Exercise input

◇ ◇ ◇ ◇ ◇

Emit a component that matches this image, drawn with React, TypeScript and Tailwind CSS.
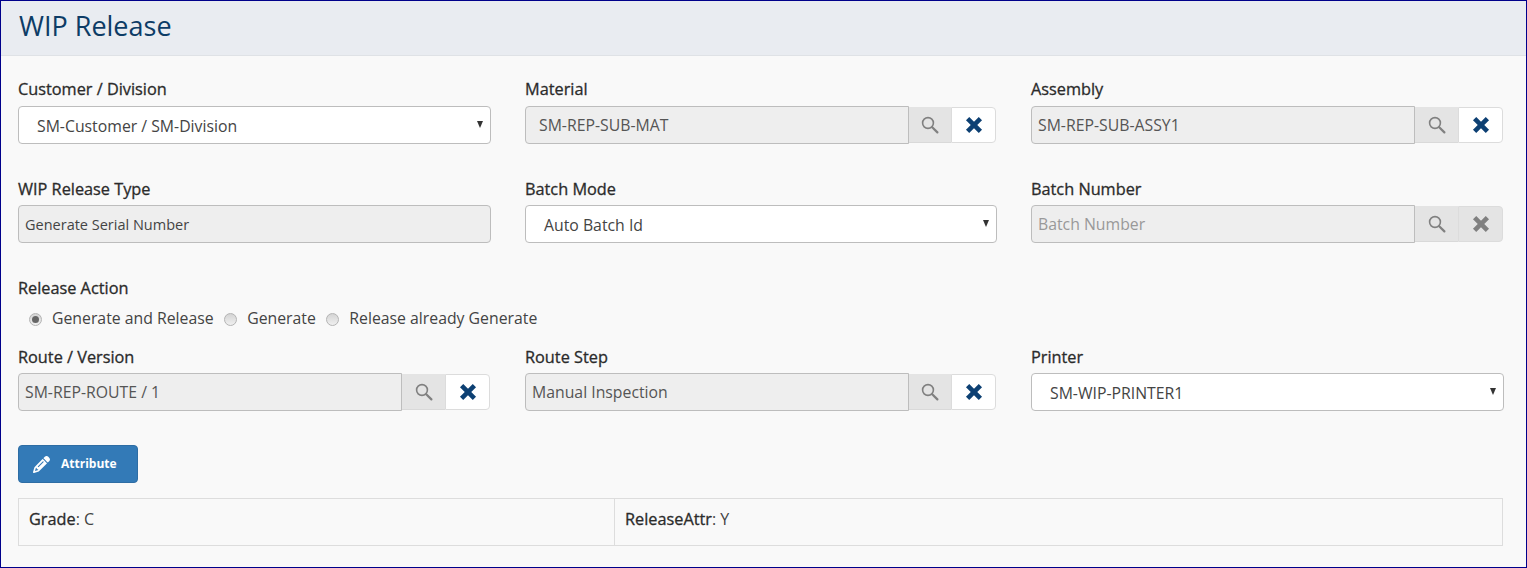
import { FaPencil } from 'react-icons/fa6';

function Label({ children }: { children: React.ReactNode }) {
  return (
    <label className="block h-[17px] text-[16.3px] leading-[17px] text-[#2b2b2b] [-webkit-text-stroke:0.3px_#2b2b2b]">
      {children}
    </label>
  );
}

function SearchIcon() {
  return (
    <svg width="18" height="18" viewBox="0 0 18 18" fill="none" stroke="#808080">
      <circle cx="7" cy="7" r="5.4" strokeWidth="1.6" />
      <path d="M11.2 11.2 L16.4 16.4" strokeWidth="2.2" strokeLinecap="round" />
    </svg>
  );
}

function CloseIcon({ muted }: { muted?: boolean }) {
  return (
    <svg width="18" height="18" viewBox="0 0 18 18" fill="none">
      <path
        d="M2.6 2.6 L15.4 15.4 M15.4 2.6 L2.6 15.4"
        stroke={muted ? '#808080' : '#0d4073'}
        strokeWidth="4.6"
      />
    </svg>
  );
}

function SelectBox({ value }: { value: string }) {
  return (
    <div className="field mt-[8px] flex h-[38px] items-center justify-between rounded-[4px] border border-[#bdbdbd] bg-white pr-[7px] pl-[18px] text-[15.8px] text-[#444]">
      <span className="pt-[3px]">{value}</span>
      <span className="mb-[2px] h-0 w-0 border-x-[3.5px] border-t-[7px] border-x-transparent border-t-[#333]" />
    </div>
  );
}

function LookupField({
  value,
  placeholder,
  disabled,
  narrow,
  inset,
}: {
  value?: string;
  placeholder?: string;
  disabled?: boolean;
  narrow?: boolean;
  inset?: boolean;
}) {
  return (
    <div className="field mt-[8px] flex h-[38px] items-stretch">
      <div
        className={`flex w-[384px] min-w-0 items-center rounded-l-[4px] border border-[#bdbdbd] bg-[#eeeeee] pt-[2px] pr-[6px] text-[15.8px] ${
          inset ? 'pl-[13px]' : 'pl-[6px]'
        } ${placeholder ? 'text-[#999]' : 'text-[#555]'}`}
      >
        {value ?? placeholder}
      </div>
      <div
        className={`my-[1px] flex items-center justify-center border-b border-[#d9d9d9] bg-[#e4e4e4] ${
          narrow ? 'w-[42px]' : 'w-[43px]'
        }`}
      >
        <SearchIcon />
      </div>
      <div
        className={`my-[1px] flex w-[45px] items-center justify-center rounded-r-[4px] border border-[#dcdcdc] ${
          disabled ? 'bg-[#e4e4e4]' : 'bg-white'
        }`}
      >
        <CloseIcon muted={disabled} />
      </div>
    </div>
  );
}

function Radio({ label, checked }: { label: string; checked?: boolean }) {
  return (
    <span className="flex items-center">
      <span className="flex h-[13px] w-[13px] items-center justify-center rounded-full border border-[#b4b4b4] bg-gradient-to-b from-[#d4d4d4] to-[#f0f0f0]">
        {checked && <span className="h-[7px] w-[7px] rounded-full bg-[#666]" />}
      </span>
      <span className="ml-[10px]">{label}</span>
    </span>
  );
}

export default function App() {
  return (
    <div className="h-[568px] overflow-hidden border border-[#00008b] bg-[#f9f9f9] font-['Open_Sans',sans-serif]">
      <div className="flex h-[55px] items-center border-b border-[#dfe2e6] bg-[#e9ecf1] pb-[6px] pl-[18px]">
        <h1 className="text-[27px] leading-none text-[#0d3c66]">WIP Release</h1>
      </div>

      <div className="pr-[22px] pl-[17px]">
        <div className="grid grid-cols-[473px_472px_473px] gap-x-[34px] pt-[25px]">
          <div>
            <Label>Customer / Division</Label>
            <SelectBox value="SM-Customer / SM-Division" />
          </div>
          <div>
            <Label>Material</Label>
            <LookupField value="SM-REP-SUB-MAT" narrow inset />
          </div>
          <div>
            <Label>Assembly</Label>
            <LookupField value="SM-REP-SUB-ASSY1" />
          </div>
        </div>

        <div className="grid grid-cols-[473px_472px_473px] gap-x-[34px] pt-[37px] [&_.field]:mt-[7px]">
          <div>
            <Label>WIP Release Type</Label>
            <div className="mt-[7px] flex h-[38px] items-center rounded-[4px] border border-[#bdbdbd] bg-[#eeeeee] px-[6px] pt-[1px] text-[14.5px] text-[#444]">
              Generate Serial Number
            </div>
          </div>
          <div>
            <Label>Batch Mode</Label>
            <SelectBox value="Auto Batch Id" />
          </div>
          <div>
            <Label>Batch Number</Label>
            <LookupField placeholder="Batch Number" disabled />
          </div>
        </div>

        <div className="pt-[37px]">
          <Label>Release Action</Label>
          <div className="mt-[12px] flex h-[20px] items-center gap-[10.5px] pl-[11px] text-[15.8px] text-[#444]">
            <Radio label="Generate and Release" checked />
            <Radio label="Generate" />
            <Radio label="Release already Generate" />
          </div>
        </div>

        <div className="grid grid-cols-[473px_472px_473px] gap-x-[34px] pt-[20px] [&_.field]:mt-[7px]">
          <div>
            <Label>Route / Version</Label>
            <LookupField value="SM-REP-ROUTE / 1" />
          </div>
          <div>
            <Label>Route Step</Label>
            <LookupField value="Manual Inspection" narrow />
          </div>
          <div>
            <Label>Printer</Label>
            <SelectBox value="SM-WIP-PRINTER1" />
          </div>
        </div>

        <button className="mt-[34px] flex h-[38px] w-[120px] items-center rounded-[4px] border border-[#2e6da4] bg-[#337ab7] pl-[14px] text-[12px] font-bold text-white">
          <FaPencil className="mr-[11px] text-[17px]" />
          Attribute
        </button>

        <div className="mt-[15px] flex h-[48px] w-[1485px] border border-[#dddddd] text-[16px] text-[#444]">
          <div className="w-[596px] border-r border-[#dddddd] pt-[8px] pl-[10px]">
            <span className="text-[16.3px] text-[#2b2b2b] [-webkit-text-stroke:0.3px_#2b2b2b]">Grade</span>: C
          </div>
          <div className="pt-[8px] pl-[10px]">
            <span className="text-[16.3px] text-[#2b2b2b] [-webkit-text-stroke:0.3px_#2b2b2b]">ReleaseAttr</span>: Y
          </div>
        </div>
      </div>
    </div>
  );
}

◇ ◇ ◇ ◇ ◇

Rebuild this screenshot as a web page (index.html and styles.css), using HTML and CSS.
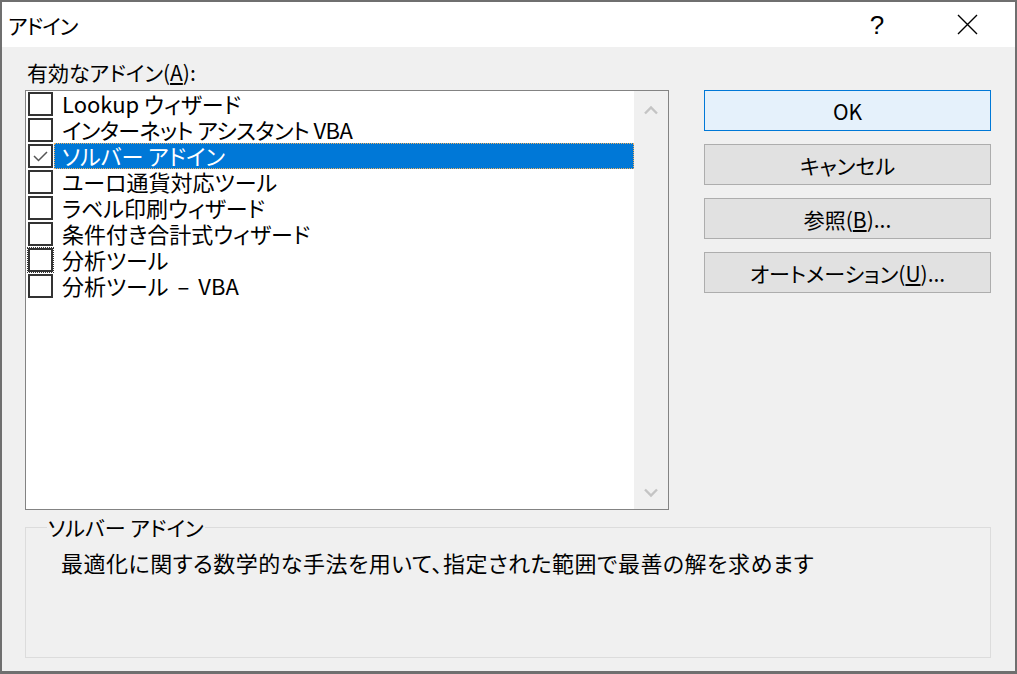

◇ ◇ ◇ ◇ ◇

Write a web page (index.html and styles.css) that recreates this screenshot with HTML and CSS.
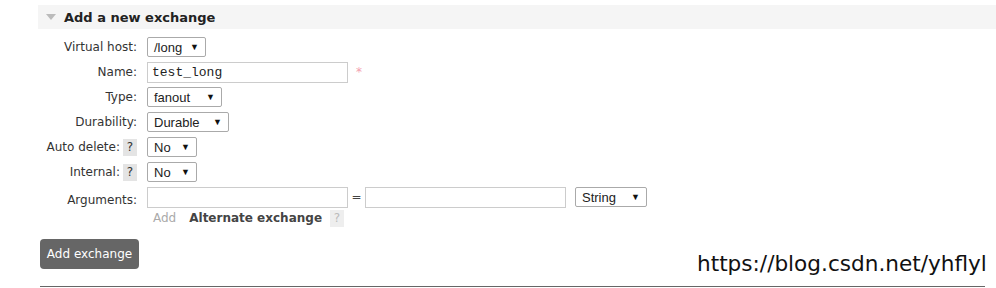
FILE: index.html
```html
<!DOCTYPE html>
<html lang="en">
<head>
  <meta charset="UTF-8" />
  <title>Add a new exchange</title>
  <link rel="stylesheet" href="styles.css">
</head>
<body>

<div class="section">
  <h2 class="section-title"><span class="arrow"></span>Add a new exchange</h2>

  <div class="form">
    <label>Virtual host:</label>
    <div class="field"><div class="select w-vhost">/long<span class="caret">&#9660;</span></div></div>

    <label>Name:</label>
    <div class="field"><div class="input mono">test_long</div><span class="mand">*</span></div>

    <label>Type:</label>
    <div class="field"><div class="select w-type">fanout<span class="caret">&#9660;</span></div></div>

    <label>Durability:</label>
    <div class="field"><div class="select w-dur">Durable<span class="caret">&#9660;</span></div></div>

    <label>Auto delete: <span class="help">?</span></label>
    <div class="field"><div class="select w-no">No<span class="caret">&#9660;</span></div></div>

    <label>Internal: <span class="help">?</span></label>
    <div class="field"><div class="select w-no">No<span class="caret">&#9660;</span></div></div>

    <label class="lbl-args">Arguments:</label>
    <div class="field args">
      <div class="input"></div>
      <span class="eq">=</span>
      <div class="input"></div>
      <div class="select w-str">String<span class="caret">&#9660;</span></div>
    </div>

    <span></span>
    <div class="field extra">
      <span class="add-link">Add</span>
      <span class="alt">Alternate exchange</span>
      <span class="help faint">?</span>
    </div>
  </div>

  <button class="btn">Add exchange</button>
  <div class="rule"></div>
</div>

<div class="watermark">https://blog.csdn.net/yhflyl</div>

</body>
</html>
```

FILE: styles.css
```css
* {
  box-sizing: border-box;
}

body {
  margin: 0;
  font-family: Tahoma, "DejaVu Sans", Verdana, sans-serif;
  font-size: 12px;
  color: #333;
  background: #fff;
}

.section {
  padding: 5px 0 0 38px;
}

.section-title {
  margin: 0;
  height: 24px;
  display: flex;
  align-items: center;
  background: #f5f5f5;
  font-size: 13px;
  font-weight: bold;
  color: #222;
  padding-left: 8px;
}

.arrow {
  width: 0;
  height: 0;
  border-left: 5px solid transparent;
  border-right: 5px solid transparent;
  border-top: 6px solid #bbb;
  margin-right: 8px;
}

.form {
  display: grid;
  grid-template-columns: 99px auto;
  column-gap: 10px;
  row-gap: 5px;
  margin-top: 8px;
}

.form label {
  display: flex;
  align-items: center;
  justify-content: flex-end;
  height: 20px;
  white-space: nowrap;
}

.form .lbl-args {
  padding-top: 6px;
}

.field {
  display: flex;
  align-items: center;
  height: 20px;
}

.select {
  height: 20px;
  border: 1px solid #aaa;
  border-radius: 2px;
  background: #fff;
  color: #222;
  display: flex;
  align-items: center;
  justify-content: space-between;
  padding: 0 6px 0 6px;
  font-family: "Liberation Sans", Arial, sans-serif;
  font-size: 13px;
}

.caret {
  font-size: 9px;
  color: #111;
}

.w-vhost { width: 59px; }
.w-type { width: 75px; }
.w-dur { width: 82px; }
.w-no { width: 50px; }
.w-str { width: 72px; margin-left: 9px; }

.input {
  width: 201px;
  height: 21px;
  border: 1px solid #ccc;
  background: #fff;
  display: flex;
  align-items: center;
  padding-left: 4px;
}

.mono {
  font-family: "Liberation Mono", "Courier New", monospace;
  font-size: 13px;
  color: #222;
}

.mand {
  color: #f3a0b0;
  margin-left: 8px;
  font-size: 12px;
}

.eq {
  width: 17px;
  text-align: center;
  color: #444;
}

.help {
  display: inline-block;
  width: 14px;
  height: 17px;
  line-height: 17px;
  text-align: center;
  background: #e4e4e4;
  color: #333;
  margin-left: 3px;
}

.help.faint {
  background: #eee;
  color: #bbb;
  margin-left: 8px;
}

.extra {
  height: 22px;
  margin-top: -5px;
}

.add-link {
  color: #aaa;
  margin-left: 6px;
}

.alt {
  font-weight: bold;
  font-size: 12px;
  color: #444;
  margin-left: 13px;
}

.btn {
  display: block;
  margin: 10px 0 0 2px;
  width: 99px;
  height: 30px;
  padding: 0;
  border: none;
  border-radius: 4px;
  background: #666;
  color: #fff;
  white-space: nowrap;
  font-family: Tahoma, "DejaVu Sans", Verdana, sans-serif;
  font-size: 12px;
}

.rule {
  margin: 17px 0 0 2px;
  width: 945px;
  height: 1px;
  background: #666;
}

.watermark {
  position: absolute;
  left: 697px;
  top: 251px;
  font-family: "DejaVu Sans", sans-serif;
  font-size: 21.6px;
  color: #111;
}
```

◇ ◇ ◇ ◇ ◇

Description of the task
The answer must consist solely of the number of lines in the entries that contain the word "styles".

Response to this task
4